Only HTTPS protocol can be used. Only the UNIX split utility can be used. The Microsoft Windows split utility produces an incompatible format.
To reduce upload times, compress the original file prior to splitting.
-
Split the file.
The following command splits the file
file1.tar
into 2 GB parts namedfile1.tar.partaa
andfile1.tar.partab
.Important:
Specify the
.part
extension exactly as shown below.$ split –b 2048m file1.tar file1.tar.part
-
Upload the resulting
file1.tar.partaa
andfile1.tar.partab
files.Important:
Do not rename these output part files.
$ curl -T file1.tar.partaa -u MOSuserID@example.com https://transport.oracle.com/upload/issue/SR_number/ $ curl -T file1.tar.partab -u MOSuserID@example.com https://transport.oracle.com/upload/issue/SR_number/
-
Send the command to put the parts back together.
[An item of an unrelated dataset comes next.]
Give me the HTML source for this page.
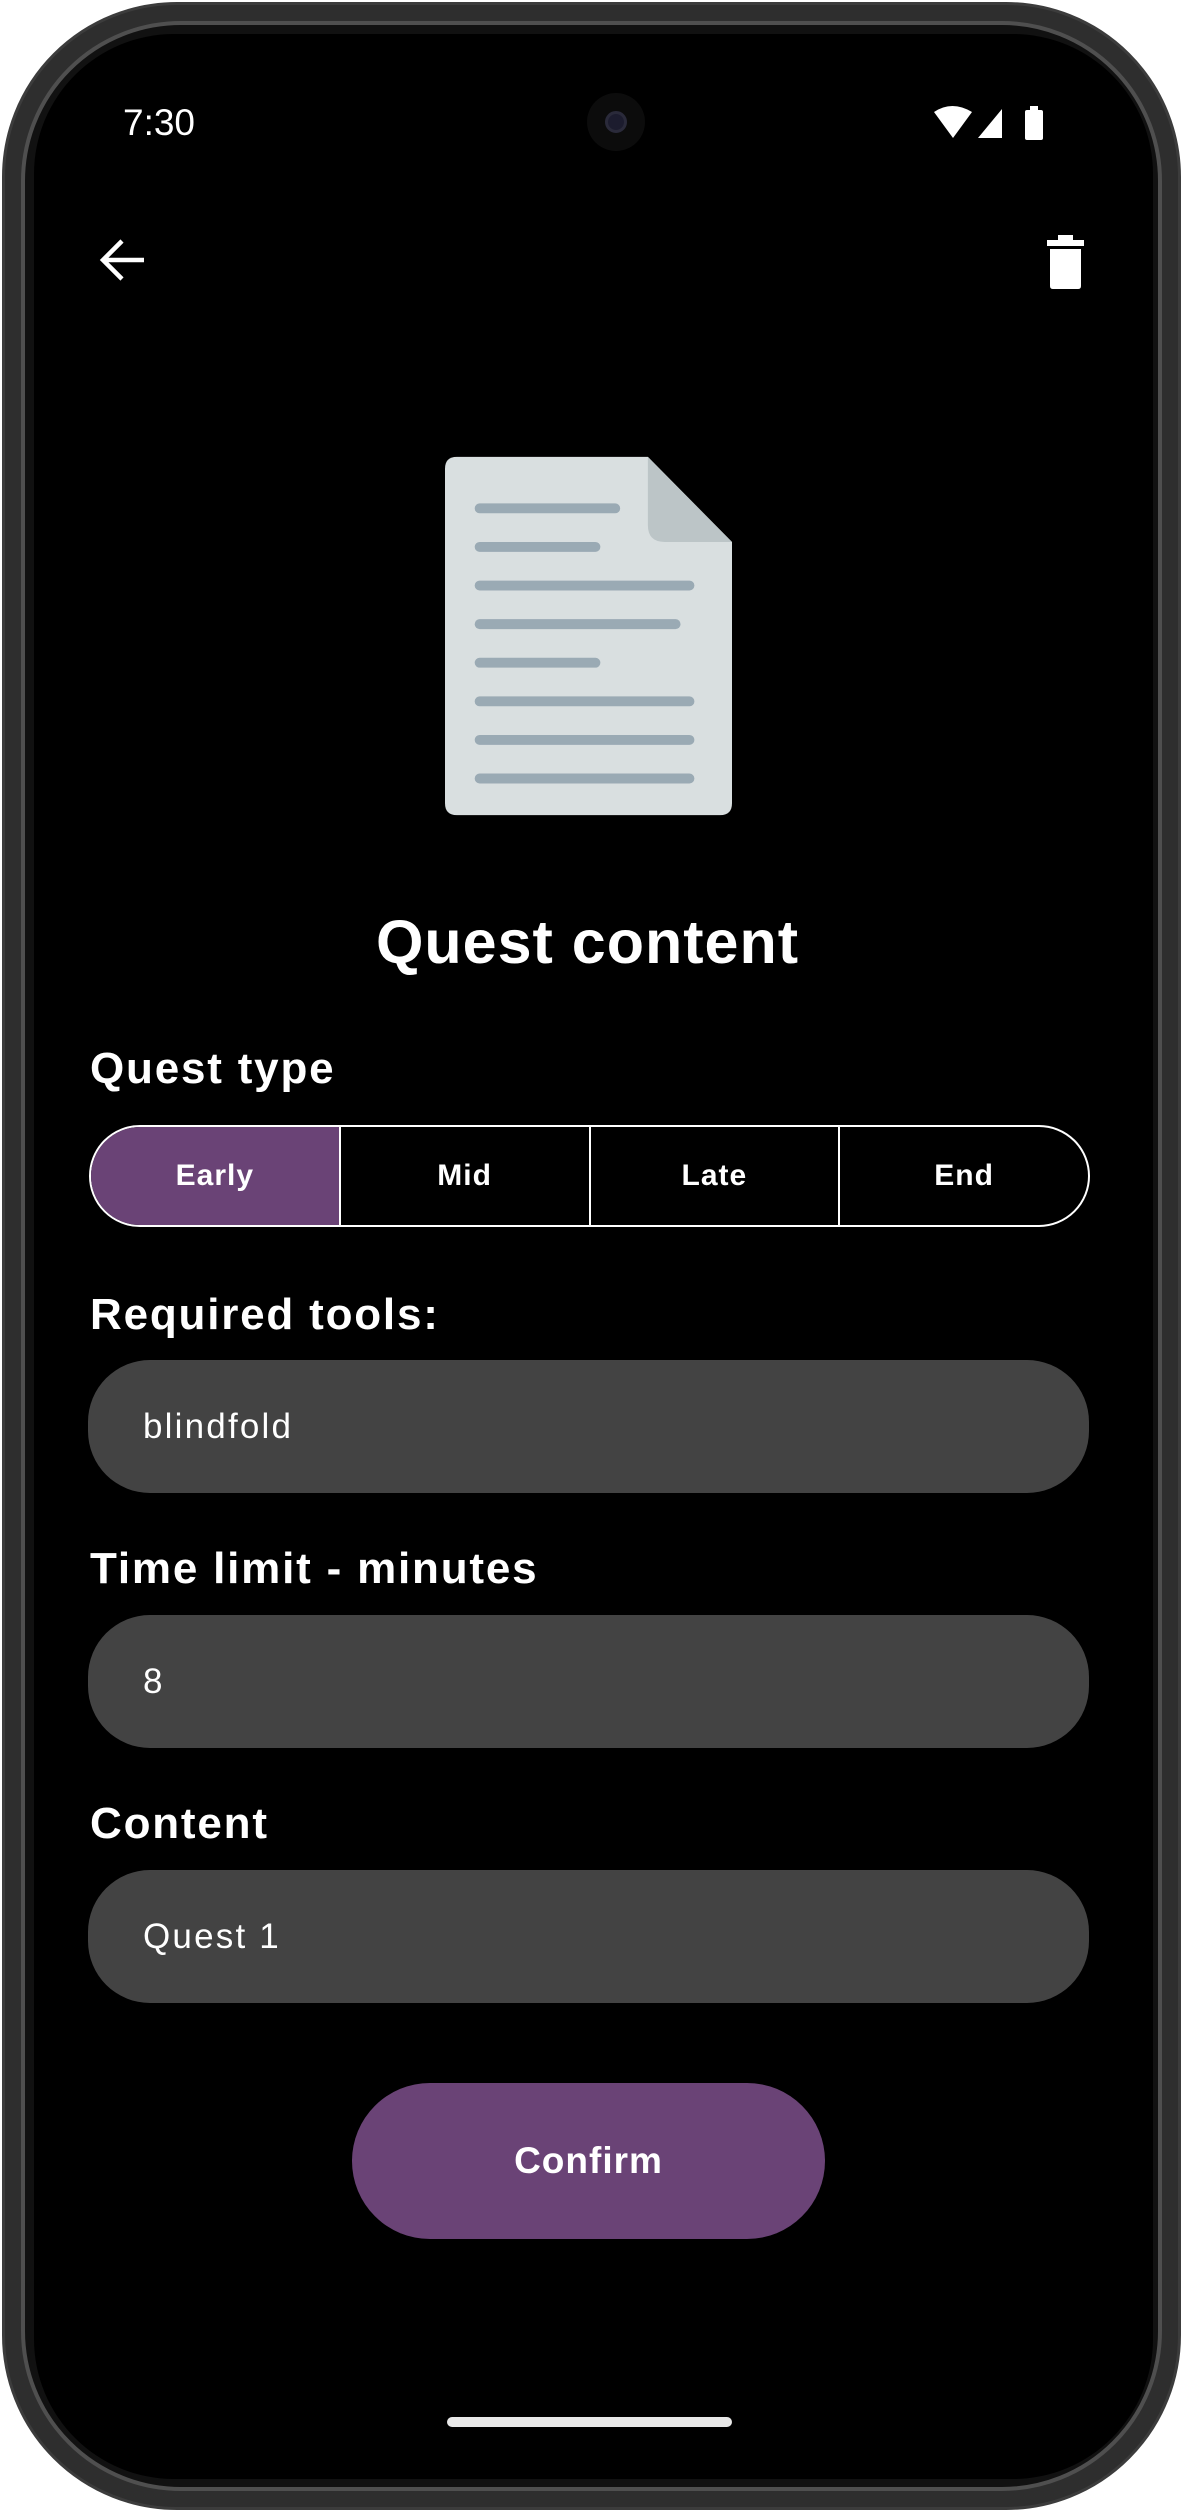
<!DOCTYPE html>
<html><head><meta charset="utf-8"><style>
*{margin:0;padding:0;box-sizing:border-box}
html,body{width:1187px;height:2513px;background:#fff;overflow:hidden;font-family:"Liberation Sans",sans-serif;}
.frame{position:absolute;left:2px;top:2px;width:1179px;height:2508px;border-radius:175px;background:#2e2e2e;border:3px solid #3c3c3c;}
.rim{position:absolute;left:16px;top:16px;right:16px;bottom:16px;border-radius:160px;border:4px solid #4f4f4f;background:#111;}
.screen{position:absolute;left:34px;top:34px;width:1119px;height:2445px;border-radius:140px;background:#000;overflow:hidden;}
.abs{position:absolute}
.t{color:#fff;position:absolute}
.lbl{font-weight:bold;font-size:44px;color:#fff;position:absolute;left:56px;letter-spacing:1.8px}
.field{position:absolute;left:54px;width:1001px;height:133px;border-radius:62px;background:#434343;color:#fff;font-size:35px;padding-left:55px;line-height:133px;letter-spacing:2.2px}
.seg{position:absolute;left:55px;top:1091px;width:1001px;height:102px;border:2px solid #fff;border-radius:51px;display:flex;overflow:hidden}
.seg div{flex:1;color:#fff;font-size:30px;font-weight:bold;text-align:center;line-height:98px;border-left:2px solid #fff;letter-spacing:1px}
.seg div:first-child{border-left:none;background:#6a4376}
</style></head><body>
<div class="frame"><div class="rim"></div></div>
<div class="screen">
  <div class="t" style="left:89px;top:68px;font-size:37px;">7:30</div>
  <div class="abs" style="left:553px;top:59px;width:58px;height:58px;border-radius:50%;background:#0c0c0c;"></div>
  <div class="abs" style="left:571px;top:77px;width:22px;height:22px;border-radius:50%;background:#1c1c2e;border:3px solid #2a2a3a"></div>
  <svg class="abs" style="left:898px;top:70px" width="120" height="46" viewBox="0 0 120 46">
    <path d="M2 8 Q20 -4 40 8 L21 34 Z" fill="#fff"/>
    <path d="M46 34 L70 5 L70 34 Z" fill="#fff"/>
    <rect x="93" y="6" width="18" height="30" rx="2" fill="#fff"/><rect x="98" y="2" width="8" height="5" fill="#fff"/>
  </svg>
  <svg class="abs" style="left:64px;top:201px" width="50" height="50" viewBox="0 0 50 50">
    <path d="M46 25 H6 M24 6 L5 25 L24 44" stroke="#fff" stroke-width="4.5" fill="none"/>
  </svg>
  <svg class="abs" style="left:1012px;top:200px" width="40" height="56" viewBox="0 0 40 56">
    <rect x="1" y="6" width="37" height="6" fill="#fff"/><rect x="12" y="1" width="15" height="7" fill="#fff"/>
    <path d="M4 15 H35 V52 Q35 55 32 55 H7 Q4 55 4 52 Z" fill="#fff"/>
  </svg>
  <svg class="abs" style="left:411px;top:421px" width="287" height="362" viewBox="0 0 290 362">
    <path d="M12 0 H205 L290 86 V350 Q290 362 278 362 H12 Q0 362 0 350 V12 Q0 0 12 0 Z" fill="#d9dfe0"/>
    <path d="M205 0 L290 86 H222 Q205 86 205 69 Z" fill="#bcc5c7"/>
    <g stroke="#9aaab4" stroke-width="10" stroke-linecap="round">
      <line x1="35" y1="52" x2="172" y2="52"/><line x1="35" y1="91" x2="152" y2="91"/>
      <line x1="35" y1="130" x2="247" y2="130"/><line x1="35" y1="169" x2="233" y2="169"/>
      <line x1="35" y1="208" x2="152" y2="208"/><line x1="35" y1="247" x2="247" y2="247"/>
      <line x1="35" y1="286" x2="247" y2="286"/><line x1="35" y1="325" x2="247" y2="325"/>
    </g>
  </svg>
  <div class="t" style="left:-6px;width:1119px;text-align:center;top:873px;font-size:61px;font-weight:bold;letter-spacing:1px">Quest content</div>
  <div class="lbl" style="top:1010px">Quest type</div>
  <div class="seg"><div>Early</div><div>Mid</div><div>Late</div><div>End</div></div>
  <div class="lbl" style="top:1256px">Required tools:</div>
  <div class="field" style="top:1326px">blindfold</div>
  <div class="lbl" style="top:1510px">Time limit - minutes</div>
  <div class="field" style="top:1581px">8</div>
  <div class="lbl" style="top:1765px">Content</div>
  <div class="field" style="top:1836px">Quest 1</div>
  <div class="abs" style="left:318px;top:2049px;width:473px;height:156px;border-radius:78px;background:#6a4376;color:#fff;font-size:37px;font-weight:bold;text-align:center;line-height:156px;letter-spacing:1px">Confirm</div>
  <div class="abs" style="left:413px;top:2383px;width:285px;height:10px;border-radius:5px;background:#e8e8e8;"></div>
</div>
</body></html>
The spit files will not be attached to the service request. Only the final concatenated file will be attached to the service request.
$ curl -X PUT -H X-multipart-total-size:original_size -u MOSuserID@example.com https://transport.oracle.com/upload/issue/SR_number/file1.tar?multiPartComplete=true
In the preceding command,
original_size
is the size of the original unsplit file as shown by a file listing. -
Verify the size of the newly-attached file.
Note:
This verification command must be executed immediately after the concatenation command in Step 3. Otherwise, the file will have begun processing and will no longer be available for this command.
$ curl -I -u MOSuserID@example.com https://transport.oracle.com/upload/issue/SR_number/file1.tar X-existing-file-size: original_size
Resuming an Interrupted HTTPS Upload
You can resume a file upload that terminated abnormally. Resuming can only be done by using HTTPS. Resuming does not work with FTPS. When an upload is interrupted by some event, the start with retrieving the file size of the interrupted file
-
Determine how much of the file has already been uploaded.
$ curl -I -u MOSuserID@example.com https://transport.oracle.com/upload/issue/SR_number/myinfo.tar HTTP/1.1 204 No Content Date: Tue, 15 Nov 2022 22:53:54 GMT Content-Type: text/plain X-existing-file-size: already_uploaded_size X-Powered-By: Servlet/3.0 JSP/2.2
-
Resume the file upload.
Note the file size returned in “X-existing-file-size” in Step 1. Use that file size after the
-C
switch and in the-H “X-resume-offset:”
switch.$ curl -Calready_uploaded_size -H "X-resume-offset: already_uploaded_size" -T myinfo.tar -u MOSuserID@example.com https://transport.oracle.com/upload/issue/SR_number/myinfo.tar
-
Verify the final file size.
$ curl -I -u MOSuserID@example.com https://transport.oracle.com/upload/issue/SR_number/myinfo.tar -H X-existing-file-size: original_size
In the preceding command,
original_size
is the size of the original file as shown by a file listing.